What genuinely checks out — and it's not nothing
We verify audit claims against the firms' own publications on every teardown, and this is the first presale in our set where the trail is real and substantial: the CertiK Skynet project page exists with the scores described, and the Halborn audit of the V1 codebase is reported complete across multiple independent-leaning outlets. A working bug bounty is a habit of teams that expect their code to be attacked. Compare that with the unverifiable badges at IONIX or the single-file audits elsewhere, and Mutuum sits in a different tier. Credit where due — this is what security signalling is supposed to look like.
What still fails the checklist
- The team is anonymous. An audit verifies code; it says nothing about who controls the raised funds, and eighteen months in, no named, verifiable person stands behind a claimed $21m treasury.
- The sale format is the format. Eleven stages over 18 months with '6x' framing is the extended-presale mechanic we flag everywhere else — the audit doesn't change what the structure is designed to do.
- The raise is self-reported. As with every project in this series, we found no on-chain confirmation of the headline figure cited anywhere in its coverage.
- Hype allegations. Community threads allege bot-driven promotion on X — user-level claims we can't verify, noted as allegations only — and automated site-trust checkers score the domain poorly.
- No regulatory disclosure. A lending protocol courting retail deposits discloses no licensing or jurisdictional analysis anywhere we could find.
How to think about a mixed file
It would be easy — and wrong — to grade Mutuum on the curve of its peers. 'Best evidence file among heavily-promoted presales' is a low bar cleared by having any real audit at all. The honest framing: Mutuum is a high-risk, partially-verified bet on anonymous builders, where the code has been checked and the people haven't. If the team named itself verifiably, shipped the audited V1 publicly, and the raise reconciled on-chain, this page would change — and we'd say so. Until then, the difference between Mutuum and the rest of this batch is the difference between an unlocked door and an open one.
Why we publish mixed verdicts
If every review ends 'scam', reviews carry no information. We weight evidence the same way every time; when a project clears some bars, we say which ones. That's also why the harsh verdicts elsewhere in Scam Watch mean something.
If you're considering it — and how we checked
The universal rules hold: never pay any fee to 'unlock' tokens, revoke approvals after interacting with any presale dashboard, and treat '6x at listing' as marketing, not maths. If you want DeFi lending exposure, established audited protocols with years of history exist — see what is DeFi for the landscape.

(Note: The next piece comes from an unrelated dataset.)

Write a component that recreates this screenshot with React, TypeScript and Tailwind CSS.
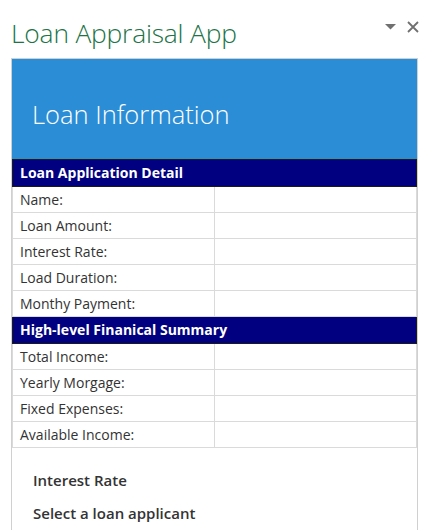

How we checked (4 July 2026): the CertiK Skynet project page and scores; reporting of the completed Halborn V1 audit across multiple outlets; the project's promotional claims and stage pricing; WHOIS context; community allegations (noted as unverified); a search for regulatory disclosures (none found). This article is independent editorial opinion based on those checks — not financial advice; we hold no position in $MUTM. If you represent Mutuum Finance and believe anything here is inaccurate — or can evidence a verifiable team identity — email hello@latestcrypto.co.uk and we will review and update promptly.
Key takeaways
- The Halborn audit and CertiK Skynet listing are real — the strongest security substance of any presale we've reviewed
- The team remains anonymous: audited code, unverified people, self-reported raise
- 18 months of stages with '6x gain' framing is still the extended-presale mechanic
- Bot-hype allegations are user-level claims — we note them as allegations, not findings
- A mixed verdict, honestly held: not a scam finding, not a recommendation — an unresolved risk file
Frequently asked questions
Is Mutuum Finance ($MUTM) a scam?
The evidence doesn't support calling it one, and we don't. It has real audits and a bug bounty — and an anonymous team, an 18-month sale and unverifiable raise figures. Our position: materially better evidenced than its peers, still short of what we'd need to put money in.
Halborn is a serious firm — doesn't their audit settle it?
It settles what it covers: the V1 lending code. It cannot verify who controls the treasury, whether the raise figures are real, or what happens between now and launch. Audits are necessary, not sufficient.
What would move this to a positive assessment?
A named, verifiable team; the audited V1 shipped and usable in public; on-chain reconciliation of the raise; and regulatory clarity for the lending product. That's a shorter list than we give most presales — which is the compliment the evidence has earned.